A Journey into Automatic Optical Inspection

Imagine being an R&D engineer at Precision Parts Inc., a fictional global manufacturer renowned for its intricate automotive components. Its Quality Assurance Manager – we’ll call her Sarah – comes to you with a significant challenge. The company’s current manual visual inspection process for finished parts is leading to inconsistent quality, slow defect detection, and a concerning amount of material waste due to human error and fatigue. Sarah knows she needs an automated solution that is both precise and efficient, and asks you to find a way to integrate smart technology into the production line. Where would you look?

Luckily, you’ve heard about the Arduino Portenta Proto Kit VE (Vision Environment) and are ready to test its comprehensive capabilities for rapid prototyping in machine vision and environmental monitoring.

Motion, Vision and Environmental Sensing: All in One Kit

For the critical aspect of vision and edge AI, you position a Nicla Vision module – a compact color camera designed for AI on the Edge, included in the kit – directly above the test rig, mounted on a robotic arm. This setup is able to continuously capture images of each component as it moves around the Device Under Test at a speed of 20 frames per second.

To simulate real-world conditions, you create a test rig that mimics the actual inspection station: plastic parts mounted on a bigger component under the camera’s field of view. 

Leveraging the compact form factor of the Nicla, the core of this part of the project involved training a basic convolutional neural network (CNN), designed to identify and classify a range of surface defects. This CNN was specifically engineered to detect critical manufacturing anomalies, including precise mounting positioning, ensuring components are placed correctly and securely, and verifying the existence of all required components, 

Regarding control and actuation, if the AI model detects a defective component, the Nicla Vision is connected to a Portenta H7 through the Portenta Mid Carrier Proto Shield (both included in the kit), instantly triggering a visual alarm. 

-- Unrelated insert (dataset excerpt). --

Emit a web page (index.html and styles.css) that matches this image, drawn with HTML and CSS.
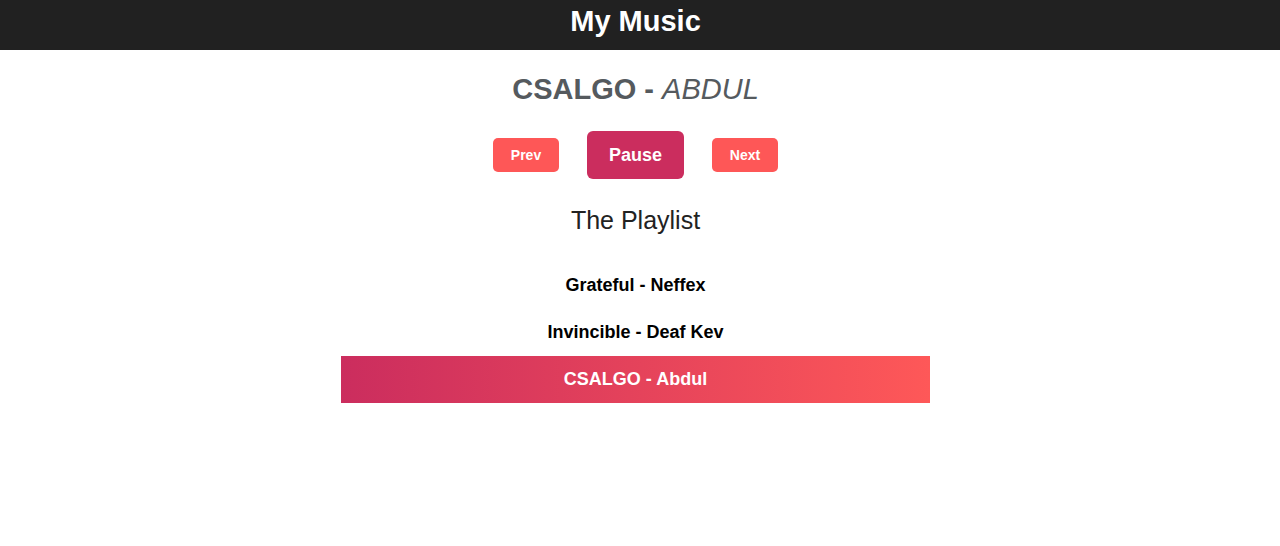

The alarm stops the arm indicating the faulty component. To provide an immediate alert to nearby operators, you also decide to incorporate a Buzzer Modulino node (also included in the kit!), which emits an audible signal whenever a defect is identified. 

From Compatibility to Easy Connections

The Portenta Mid Carrier Proto Shield’s compatibility with Arduino UNO shields, Qwiic, and ESLOV connectors made integrating these components straightforward.

Qwiic is an I²C interface that allows users to easily interconnect modules and sensors. 

The Qwiic connector is polarized, so it’s virtually impossible to insert it wrong.

I²C (Inter-Integrated Circuit) is a synchronous, multi-nodes serial communication protocol developed by Philips. It uses two bidirectional open-drain lines: SDA (Serial Data) and SCL (Serial Clock), pulled up with resistors. Devices on the bus are identified by unique 7-bit or 10-bit addresses, and communication is controlled by a master device that initiates data transfers.

For connectivity and cloud integration, your solution can securely transmit all inspection results, including the specific type of defect and the exact timestamp, both to the Arduino Cloud and locally to the production line software management. 

For this, you simply leveraged the 4G GNSS Module Global (included in the Proto Kit VE Kit) to provide high-speed, reliable cellular connectivity supporting 4G and fallbacks to 2G, 3G.

The 4G Module is GNSS compliant and can add relevant info on GPS and other constellations.

Success at Precision Parts Inc.!

Sarah can now see real-time updates on a dashboard pulled up directly via Arduino Cloud for Business – not just on her computer but also on her smartphone. This allows her to monitor quality trends across shifts, get statistics on defect rates, and receive instant notifications if a critical threshold of defects is reached. 

The data collected in the Arduino Cloud also provides invaluable insights, allowing Precision Parts Inc. to continually refine their manufacturing processes. This specific continuous data flow will help Sarah and her team to create a database to train the AI model even further, to achieve greater accuracy over time.

And what if Sarah’s boss wants to have a custom report inside his preferred tool? You’re ready for that, too. Using the APIs available in Arduino Cloud, you can simply push data from the cloud to a local database, and create such report mixing real production data with finance reporting figures.

What’s more, you’ve managed to develop and iterate on this entire automated quality inspection system – from setting up the camera and deploying the AI model to programming the defect detection logic and integrating with the cloud – in days instead of weeks, or perhaps even hours instead of days. 

What’s next? The modular design of the Portenta Mid Carrier and Portenta Mid Carrier Proto Shield make modifying or expanding the hardware simple. So Precision Parts Inc. could seamlessly transition from this functional prototype to full-scale production with minimal redesign efforts. 

This story may be fictional, but the accessibility and flexibility of Arduino’s platform is a reality for thousands of companies like yours, every day.